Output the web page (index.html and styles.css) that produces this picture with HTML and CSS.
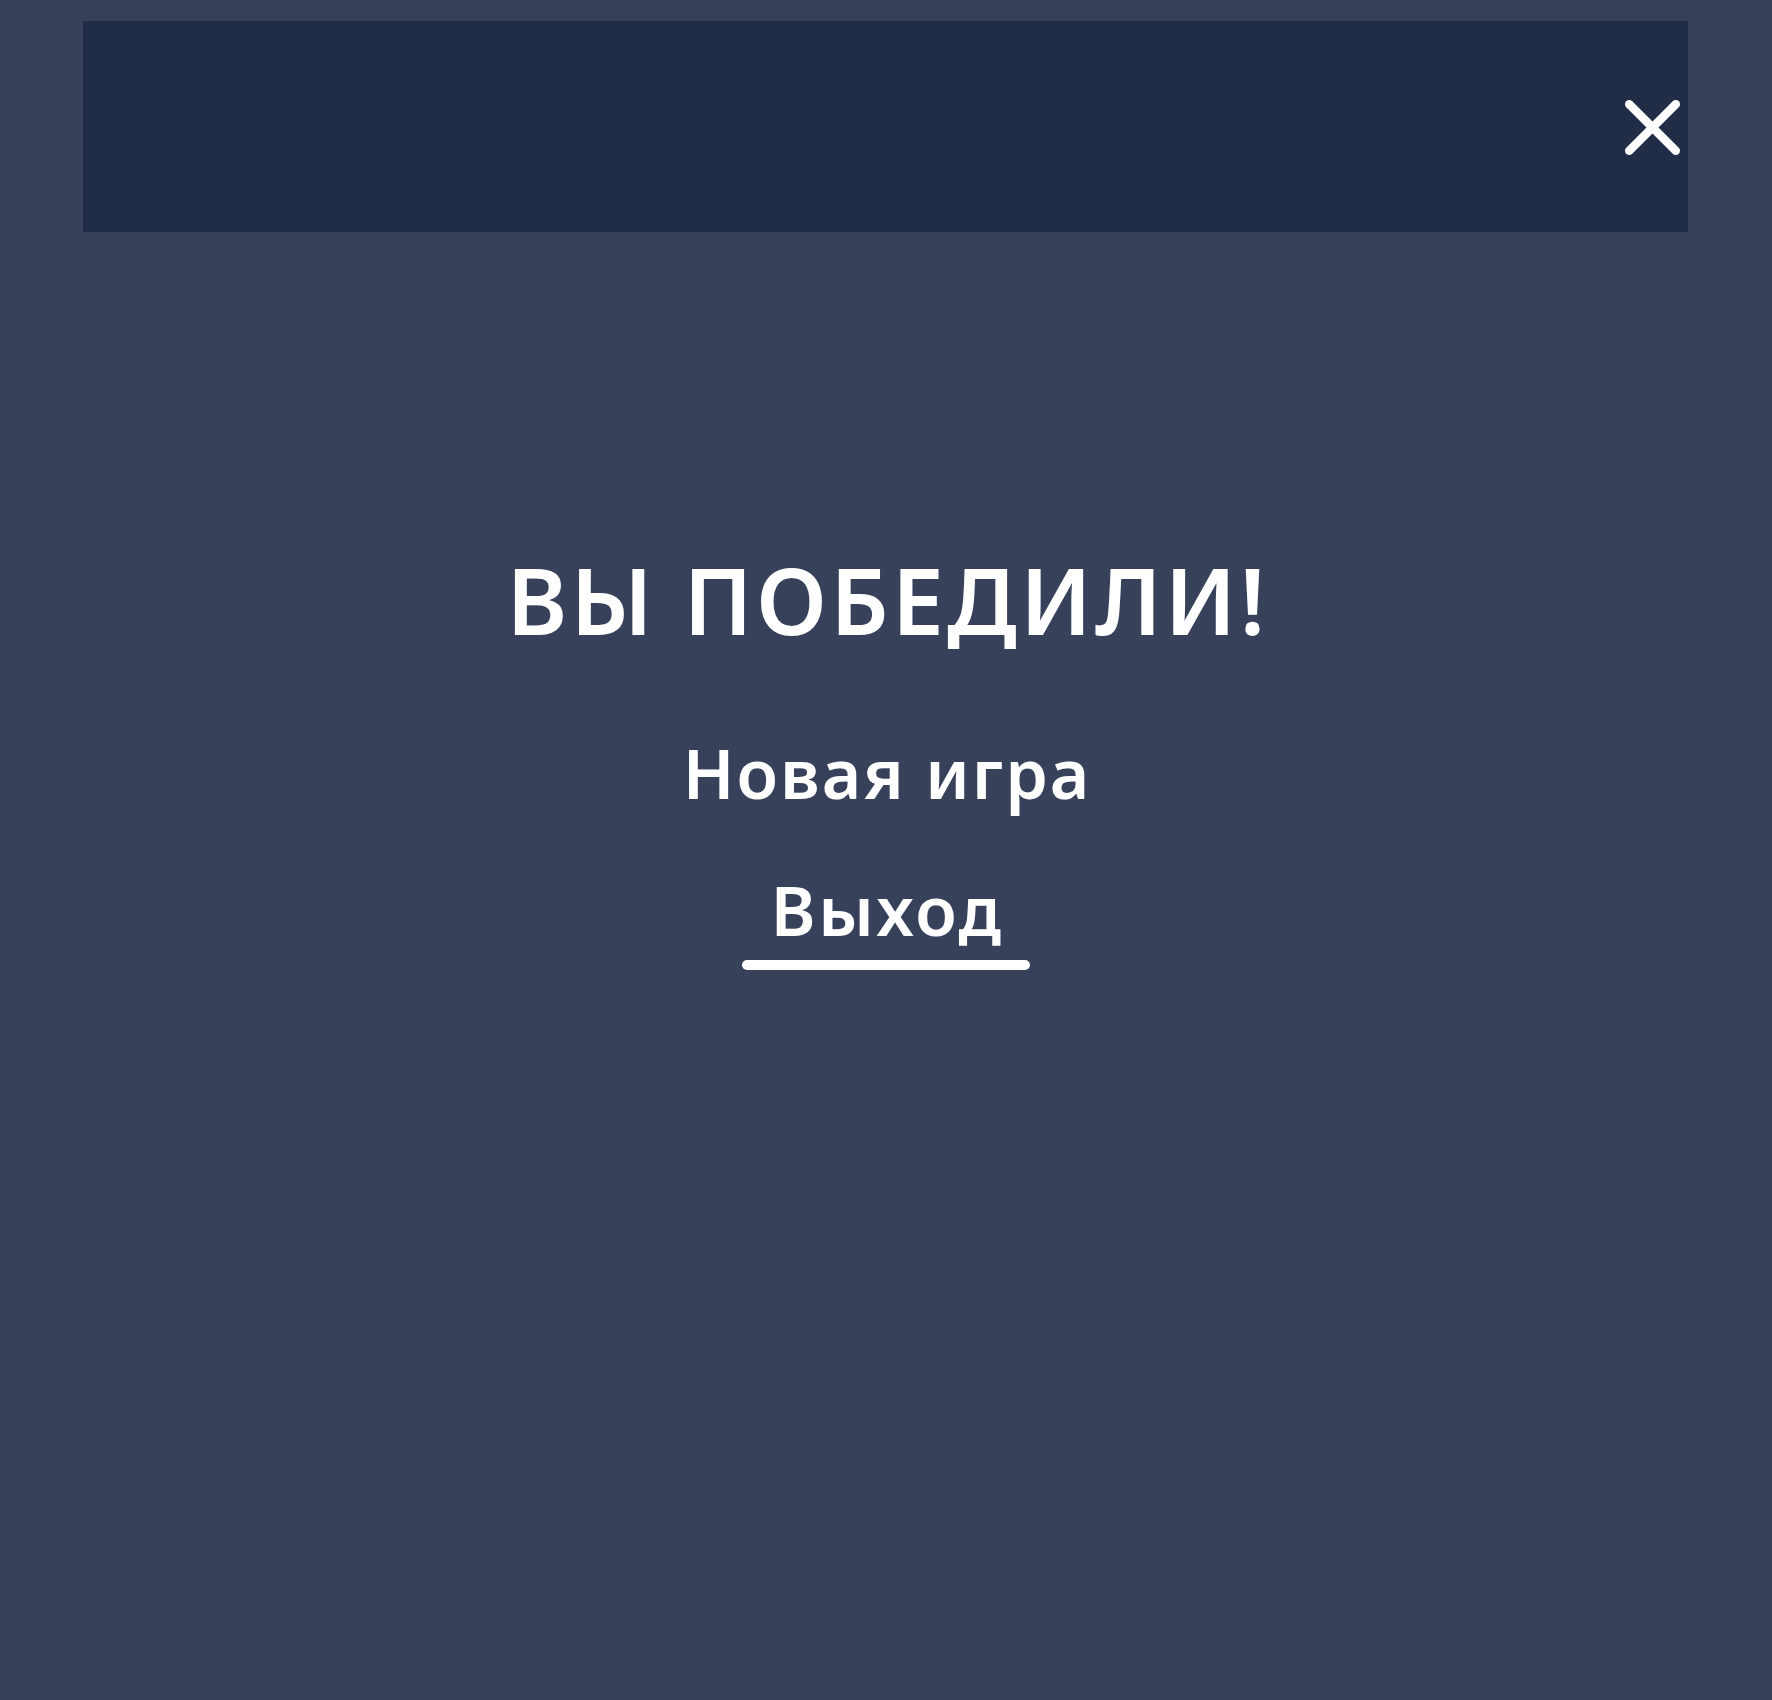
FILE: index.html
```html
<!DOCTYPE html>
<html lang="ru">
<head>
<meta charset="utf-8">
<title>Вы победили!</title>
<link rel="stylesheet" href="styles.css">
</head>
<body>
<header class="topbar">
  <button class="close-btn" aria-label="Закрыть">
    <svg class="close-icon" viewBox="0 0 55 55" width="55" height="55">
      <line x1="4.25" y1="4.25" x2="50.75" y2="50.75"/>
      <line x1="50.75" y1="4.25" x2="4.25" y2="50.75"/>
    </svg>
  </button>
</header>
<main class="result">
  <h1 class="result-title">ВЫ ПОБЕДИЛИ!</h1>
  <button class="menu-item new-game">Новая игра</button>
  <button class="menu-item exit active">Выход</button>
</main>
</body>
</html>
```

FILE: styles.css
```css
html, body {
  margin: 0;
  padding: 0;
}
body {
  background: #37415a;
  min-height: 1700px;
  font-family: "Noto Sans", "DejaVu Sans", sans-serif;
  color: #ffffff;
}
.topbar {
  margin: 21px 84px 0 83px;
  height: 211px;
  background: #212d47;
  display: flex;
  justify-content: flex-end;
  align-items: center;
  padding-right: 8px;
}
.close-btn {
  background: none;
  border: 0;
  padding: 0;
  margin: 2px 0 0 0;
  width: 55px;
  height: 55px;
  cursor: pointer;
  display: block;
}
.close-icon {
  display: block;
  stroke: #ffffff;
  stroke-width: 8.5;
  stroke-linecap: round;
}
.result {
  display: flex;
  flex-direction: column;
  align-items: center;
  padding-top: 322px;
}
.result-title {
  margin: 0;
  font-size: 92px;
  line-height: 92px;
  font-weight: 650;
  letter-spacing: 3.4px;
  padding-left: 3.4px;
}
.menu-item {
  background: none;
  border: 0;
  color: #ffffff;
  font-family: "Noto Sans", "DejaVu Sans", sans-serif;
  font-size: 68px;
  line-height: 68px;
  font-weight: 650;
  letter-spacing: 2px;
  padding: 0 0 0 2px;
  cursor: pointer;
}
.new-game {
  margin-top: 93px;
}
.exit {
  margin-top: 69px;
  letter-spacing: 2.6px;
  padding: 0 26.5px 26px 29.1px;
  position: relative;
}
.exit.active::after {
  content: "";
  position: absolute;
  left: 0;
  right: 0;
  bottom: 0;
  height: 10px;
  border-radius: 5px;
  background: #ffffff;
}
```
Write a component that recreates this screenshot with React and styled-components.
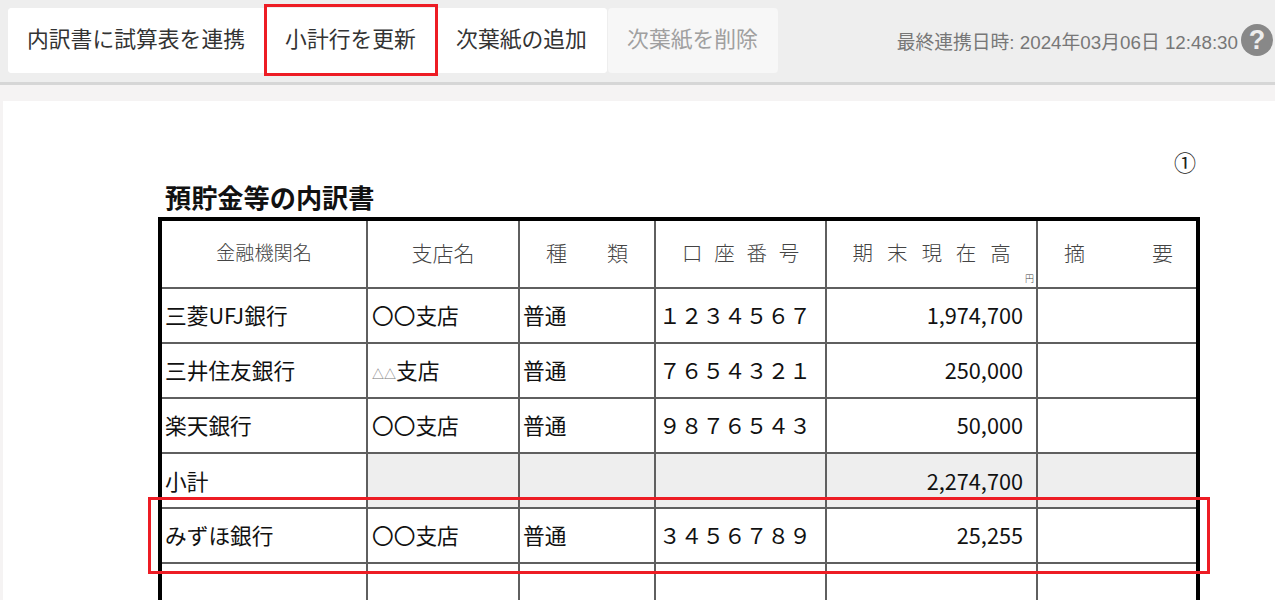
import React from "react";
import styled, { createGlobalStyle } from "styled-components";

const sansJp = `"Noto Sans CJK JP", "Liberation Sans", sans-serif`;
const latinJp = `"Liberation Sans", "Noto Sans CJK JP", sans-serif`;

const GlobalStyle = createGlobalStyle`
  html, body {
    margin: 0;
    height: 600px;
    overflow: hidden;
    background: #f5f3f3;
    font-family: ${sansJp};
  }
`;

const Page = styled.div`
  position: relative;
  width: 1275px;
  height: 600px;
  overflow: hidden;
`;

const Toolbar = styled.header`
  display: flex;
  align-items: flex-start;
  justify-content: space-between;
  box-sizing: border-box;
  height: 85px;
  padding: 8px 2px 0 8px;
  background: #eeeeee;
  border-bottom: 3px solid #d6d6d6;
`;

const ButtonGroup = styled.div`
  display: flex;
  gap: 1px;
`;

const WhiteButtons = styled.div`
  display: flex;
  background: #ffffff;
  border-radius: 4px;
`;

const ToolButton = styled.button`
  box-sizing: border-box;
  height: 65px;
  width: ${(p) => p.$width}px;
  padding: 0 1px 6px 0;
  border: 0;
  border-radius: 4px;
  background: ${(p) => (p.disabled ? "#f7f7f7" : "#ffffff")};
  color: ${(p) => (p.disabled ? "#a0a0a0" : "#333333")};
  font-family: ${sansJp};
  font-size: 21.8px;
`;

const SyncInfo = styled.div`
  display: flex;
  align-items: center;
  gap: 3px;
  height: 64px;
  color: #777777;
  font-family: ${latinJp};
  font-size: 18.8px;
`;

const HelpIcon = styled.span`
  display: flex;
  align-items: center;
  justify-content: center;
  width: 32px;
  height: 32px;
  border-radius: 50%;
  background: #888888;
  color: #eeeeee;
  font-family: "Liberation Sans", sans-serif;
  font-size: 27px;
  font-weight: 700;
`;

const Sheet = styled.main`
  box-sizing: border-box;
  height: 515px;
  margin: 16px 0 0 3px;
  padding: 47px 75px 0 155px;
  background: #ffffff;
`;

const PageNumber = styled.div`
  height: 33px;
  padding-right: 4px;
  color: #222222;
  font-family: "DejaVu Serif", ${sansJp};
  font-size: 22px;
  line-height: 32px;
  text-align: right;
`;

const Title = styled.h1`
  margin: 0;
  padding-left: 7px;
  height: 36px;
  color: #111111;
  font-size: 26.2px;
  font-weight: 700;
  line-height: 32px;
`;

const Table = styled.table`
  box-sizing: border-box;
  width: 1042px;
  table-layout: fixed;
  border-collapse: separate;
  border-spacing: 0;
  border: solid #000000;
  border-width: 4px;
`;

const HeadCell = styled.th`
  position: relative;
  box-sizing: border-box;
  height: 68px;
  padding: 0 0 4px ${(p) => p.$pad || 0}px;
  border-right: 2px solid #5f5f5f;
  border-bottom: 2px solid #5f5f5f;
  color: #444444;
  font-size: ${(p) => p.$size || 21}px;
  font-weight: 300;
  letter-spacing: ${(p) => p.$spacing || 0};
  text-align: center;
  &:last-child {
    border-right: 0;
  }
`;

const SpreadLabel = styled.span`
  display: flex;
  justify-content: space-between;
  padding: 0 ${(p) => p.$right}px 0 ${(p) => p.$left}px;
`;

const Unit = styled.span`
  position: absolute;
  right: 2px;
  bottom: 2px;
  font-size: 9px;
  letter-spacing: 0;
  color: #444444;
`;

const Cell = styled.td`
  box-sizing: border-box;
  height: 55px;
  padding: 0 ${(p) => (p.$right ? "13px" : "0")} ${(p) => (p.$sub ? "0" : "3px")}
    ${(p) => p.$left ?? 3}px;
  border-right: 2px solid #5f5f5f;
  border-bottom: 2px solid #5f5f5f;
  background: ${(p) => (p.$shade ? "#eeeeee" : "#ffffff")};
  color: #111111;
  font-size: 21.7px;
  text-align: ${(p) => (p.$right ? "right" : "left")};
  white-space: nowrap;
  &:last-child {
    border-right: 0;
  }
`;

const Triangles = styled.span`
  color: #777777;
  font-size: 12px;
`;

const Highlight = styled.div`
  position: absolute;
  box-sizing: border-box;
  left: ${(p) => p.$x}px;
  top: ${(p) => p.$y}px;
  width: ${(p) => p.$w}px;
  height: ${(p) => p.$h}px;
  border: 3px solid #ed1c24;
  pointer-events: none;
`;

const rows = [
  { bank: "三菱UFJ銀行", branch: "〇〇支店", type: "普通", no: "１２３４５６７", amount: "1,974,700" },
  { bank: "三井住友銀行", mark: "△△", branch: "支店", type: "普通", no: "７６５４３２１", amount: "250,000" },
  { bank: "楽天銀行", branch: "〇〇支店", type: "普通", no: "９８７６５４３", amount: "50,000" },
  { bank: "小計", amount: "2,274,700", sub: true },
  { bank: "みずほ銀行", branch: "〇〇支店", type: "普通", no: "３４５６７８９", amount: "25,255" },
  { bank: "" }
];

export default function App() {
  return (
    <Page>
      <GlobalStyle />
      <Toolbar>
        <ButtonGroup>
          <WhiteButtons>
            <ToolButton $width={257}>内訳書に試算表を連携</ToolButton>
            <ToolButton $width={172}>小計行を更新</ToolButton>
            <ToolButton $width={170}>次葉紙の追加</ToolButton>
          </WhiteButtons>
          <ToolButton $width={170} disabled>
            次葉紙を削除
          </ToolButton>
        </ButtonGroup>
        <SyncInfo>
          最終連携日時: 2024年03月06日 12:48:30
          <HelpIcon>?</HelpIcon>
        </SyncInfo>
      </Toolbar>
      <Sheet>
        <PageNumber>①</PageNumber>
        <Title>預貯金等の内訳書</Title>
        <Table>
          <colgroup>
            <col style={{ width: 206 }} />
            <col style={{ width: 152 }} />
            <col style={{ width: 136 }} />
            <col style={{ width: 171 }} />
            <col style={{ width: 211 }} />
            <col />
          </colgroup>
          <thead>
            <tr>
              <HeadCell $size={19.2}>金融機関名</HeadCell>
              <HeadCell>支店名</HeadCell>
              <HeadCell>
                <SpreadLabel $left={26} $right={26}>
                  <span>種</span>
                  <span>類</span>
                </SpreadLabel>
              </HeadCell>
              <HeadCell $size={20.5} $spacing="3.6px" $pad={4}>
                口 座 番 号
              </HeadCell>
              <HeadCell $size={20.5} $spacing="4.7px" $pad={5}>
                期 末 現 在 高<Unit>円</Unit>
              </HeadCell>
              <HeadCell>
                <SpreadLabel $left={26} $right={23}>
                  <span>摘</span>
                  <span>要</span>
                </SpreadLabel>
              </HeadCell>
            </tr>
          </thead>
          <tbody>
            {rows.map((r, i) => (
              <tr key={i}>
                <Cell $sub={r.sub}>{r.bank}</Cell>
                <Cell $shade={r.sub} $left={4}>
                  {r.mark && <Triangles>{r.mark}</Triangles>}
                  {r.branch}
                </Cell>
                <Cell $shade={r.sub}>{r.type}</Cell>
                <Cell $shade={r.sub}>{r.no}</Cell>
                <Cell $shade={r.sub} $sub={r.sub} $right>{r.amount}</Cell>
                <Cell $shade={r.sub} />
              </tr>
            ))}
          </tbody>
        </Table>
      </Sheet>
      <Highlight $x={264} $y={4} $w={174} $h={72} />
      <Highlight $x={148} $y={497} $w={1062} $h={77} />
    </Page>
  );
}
++++++
▶ [The task]: Keep only the lines that hold the string "React", and copy them out.

▶ [Reply to the exercise]:
Write a component that recreates this screenshot with React and styled-components.
import React from "react";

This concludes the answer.